A front four of Mario Mandzukic, Koke, Arda Turan and the wonderful Antoine Griezmann is as good as last year’s side in the blog’s humble opinion, mainly due to the latter's acquisition from Real Sociedad. The spine of the team is also still in place, with Diego Gódin and Miranda in the centre of defence, and Mario Suárez and Gabi working like industrious bees in front.
Of course, the loss of Thibaut Courtois is going to be a whopper, but Atlético have had a lot of success in replacing keepers before (as with strikers). There looks set to be some strong competition between Jan Oblak and Miguel Moyá to take the Belgian's place. LLL is going to stick its neck out and say that Simeone’s “match-by-match” approach is going to bear fruit again, and squeeze the current league champions into second spot – which would still be a wondrous year.
It’s time for LLL to put its trousers on the line and predict a really, really, really rotten year for Barcelona. Worse than last season.

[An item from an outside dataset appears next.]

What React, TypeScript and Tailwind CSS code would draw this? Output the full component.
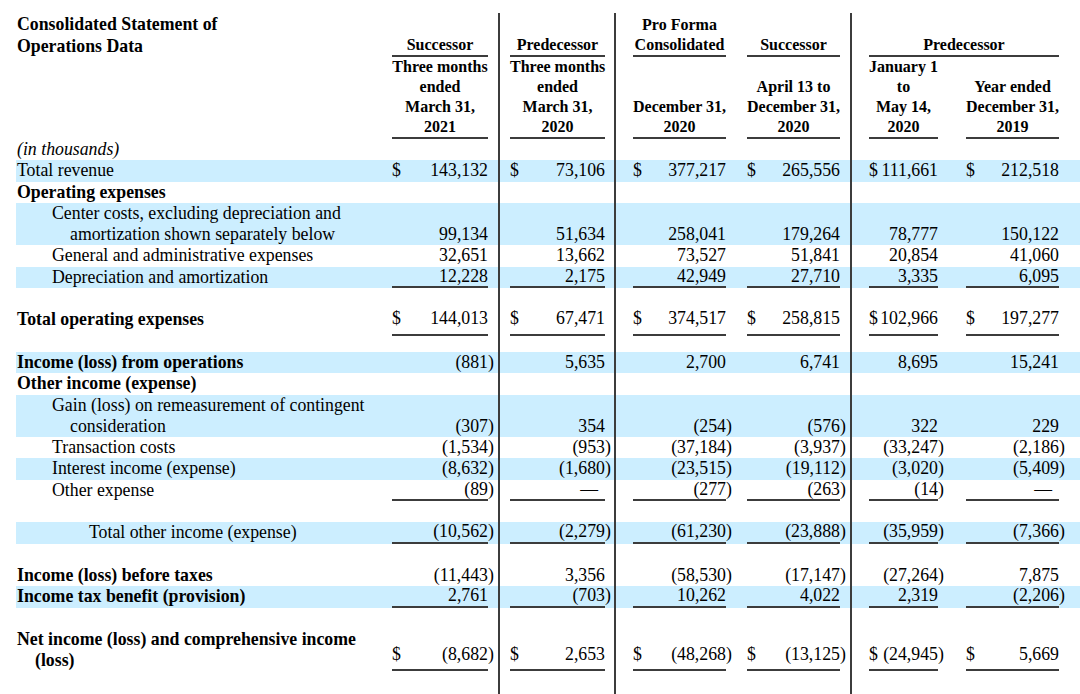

Oh yes. We are talking losing twice to Getafe, here.
Barça will still probably end up third and always be in the title hunt, but the vibe will not be a pleasant one. Rather like the next year or two for Spain, Barcelona are going to be thrashing about for ideas when looking for a tiki-taka replacement, and Luis Enrique may not have the cool, calm and thoughtful temperament for the job. Indeed, it is unlikely that anyone does – aside from Marcelo Bielsa, perhaps – but the whole sanity thing is an issue there.
The goalkeeping position is still open, with Claudio Bravo and Marc-Andre ter Stegen duking it out. The absence of Carles Puyol’s perm and presence will be noticeable. Dani Alves and Gerard Piqué are simply not the footballers they once were through age and girth, respectively. The two new centre-back replacements are mere squad-fillers, and Xavi has his eyes on MLS. Leo Messi might be in an almighty post-World Cup funk, and the combination of Neymar, Messi and Luis Suárez looks like a classic Real Madrid notion of fitting a tactical system around some Galacticos, all very different to the philosophy and success of the past few seasons.
With the aforementioned Luis Enrique now dreaming the Impossible Dream at Barcelona, Celta Vigo reached out to former player and bit of a firebrand, Eduardo Berizzo, to take over in Galicia. The Argentine has proven coaching success in his home country with O’Higgins, as well as an understanding of the coastal club's fishy feel to give reason for reasonable optimism for Celta this season.
The loss of Rafinha to Barcelona and goalkeeper Yoel to Valencia will not help matters in Vigo, but there is enough juice in Celta’s tank to finish lower mid-table, an area of the league which will probably see about a dozen much-of-a-muchness clubs hanging about like hoodlums sipping 7-Up in a 1980s Kettering youth club.